Bill C-37 also introduced a “first-generation cut-off rule” for passing on citizenship by descent to children born or adopted abroad. This change was intended to ensure that citizens had a real connection to Canada and that Canadian citizenship could not be passed on through endless generations living abroad.8

1.2.2 Proposed Amendments: Residency Requirement and Citizenship Grants

As mentioned above, some of the aspects of citizenship law reform proposed in Bill C-24 were proposed previously. This is the case for the residency requirement for naturalization, the decision-making process for citizenship grants, and certain prohibitions relating to granting citizenship.

The Government has tried on several occasions to amend the Citizenship Act so that the residency requirement for naturalization is clearly defined as physical presence in Canada. One bill introduced by the current government proposed changing the requirement from “three years of residence” to “1,095 days of physical presence” in Canada in the four-year period immediately preceding the citizenship application.9 Other bills proposed a residency requirement of 1,095 days of physical presence within the six years preceding the citizenship application.10

Bill C-24 proposes that citizenship judges’ involvement in determining applications be limited and then phased out completely. Citizenship judges would be responsible for presiding over ceremonies and administering the oath of citizenship. An earlier bill had gone so far as proposing to eliminate the position of citizenship judge altogether.11

Bill C-24 would significantly modify the list of situations under the Citizenship Act in which a person may not be granted citizenship. Like Bill C-24, other previous bills had prohibited granting citizenship to applicants who had committed certain offences overseas if they would have been indictable offences in Canada.12

1.3 Alignment with Immigration Legislation

In a number of areas, Bill C-24 contains provisions that mirror the policy and practice already in place with regard to immigration. For example, IRPA establishes that only authorized representatives may charge a fee for assisting with immigration applications; Bill C-24 establishes a similar framework for consultants assisting with citizenship applications. The Immigration and Refugee Protection Regulations provide that only complete applications, as defined, will be accepted for processing, and that incomplete ones will be returned. Bill C-24 establishes a similar requirement for complete citizenship applications.

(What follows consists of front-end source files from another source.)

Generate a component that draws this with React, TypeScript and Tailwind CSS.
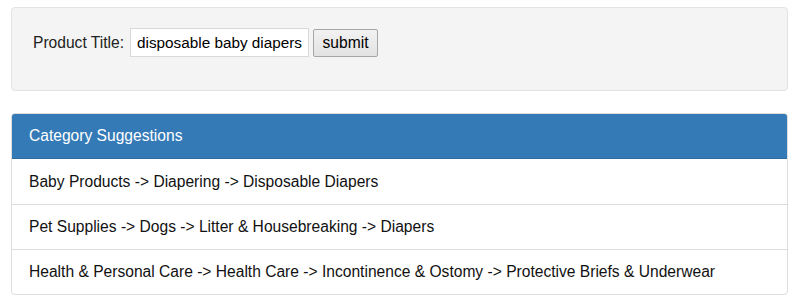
const suggestions = [
  "Baby Products -> Diapering -> Disposable Diapers",
  "Pet Supplies -> Dogs -> Litter & Housebreaking -> Diapers",
  "Health & Personal Care -> Health Care -> Incontinence & Ostomy -> Protective Briefs & Underwear",
];

export default function App() {
  return (
    <div
      className="w-[800px] h-[307px] bg-white pl-[11px] pr-[12px] pt-[7px] text-[#333] text-[15.6px]"
      style={{ fontFamily: '"Liberation Sans", Arial, sans-serif' }}
    >
      {/* Search form */}
      <div className="h-[84px] bg-[#f4f4f4] border border-[#e3e3e3] rounded-[4px] pl-[21px] pt-[20px]">
        <form className="flex items-center" onSubmit={(e) => e.preventDefault()}>
          <label className="w-[97px] leading-[29px] text-[#222]">Product Title:</label>
          <input
            type="text"
            defaultValue="disposable baby diapers"
            className="w-[179px] h-[29px] pl-[6px] pr-[2px] border border-[#d9d9d9] bg-white text-[15.3px] text-black outline-none"
          />
          <button
            type="submit"
            className="ml-[4px] w-[65px] h-[28px] mt-[1px] border border-[#a6a6a6] rounded-[2px] bg-gradient-to-b from-[#f2f2f2] to-[#e2e2e2] text-[15.6px] text-black"
          >
            submit
          </button>
        </form>
      </div>

      {/* Suggestions panel */}
      <div className="mt-[22px] border border-[#dddddd] rounded-[4px] overflow-hidden">
        <div className="h-[46px] -mt-px -mx-px border border-[#2e6da4] bg-[#337ab7] text-white flex items-center pl-[17px] rounded-t-[4px]">
          Category Suggestions
        </div>
        <ul>
          {suggestions.map((s, i) => (
            <li
              key={i}
              className={`h-[45px] flex items-center pl-[17px] text-[#111] ${
                i > 0 ? "border-t border-[#dddddd]" : ""
              }`}
            >
              {s}
            </li>
          ))}
        </ul>
      </div>
    </div>
  );
}
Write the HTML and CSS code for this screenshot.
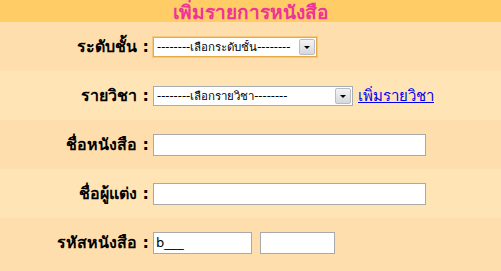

Bill C-24 expands the government’s authority to share information on immigration matters to include citizenship data. Finally, it mirrors immigration legislation by providing that foreign offences and convictions have implications for Canadian purposes.

2 Description and Analysis

The Citizenship Act is divided into eight parts, and all but the last part are amended by Bill C-24. A new part is also added. This Legislative Summary will follow the structure of the Act while highlighting primarily the more substantive changes.

2.1 Part I: The Right to Citizenship (Clauses 2 to 5)

Part I of the Act, entitled “The Right to Citizenship,” establishes who, by birth, by grant, by adoption or by other mechanisms in the Act, is a Canadian citizen. There are significant modifications to this part to address the issue of “lost Canadians” and to apply more stringent requirements to those obtaining citizenship by grant.

2.1.1 Citizenship By Descent

2.1.1.1 Retroactive Refinement of the First Generation Cut-Off Rule

Bill C-37 introduced a new rule precluding citizens from transmitting citizenship by descent to their children born or adopted abroad after one generation (section 3(3) of the Act). This is known as the “first generation cut-off rule.”

An exception is provided for people who are born to or adopted by a Canadian parent working abroad in or with the Canadian Armed Forces, the federal public administration or the public service of a province, unless the parent is a locally engaged person (section 3(5)) (subsequently referred to as “serving Canada abroad”).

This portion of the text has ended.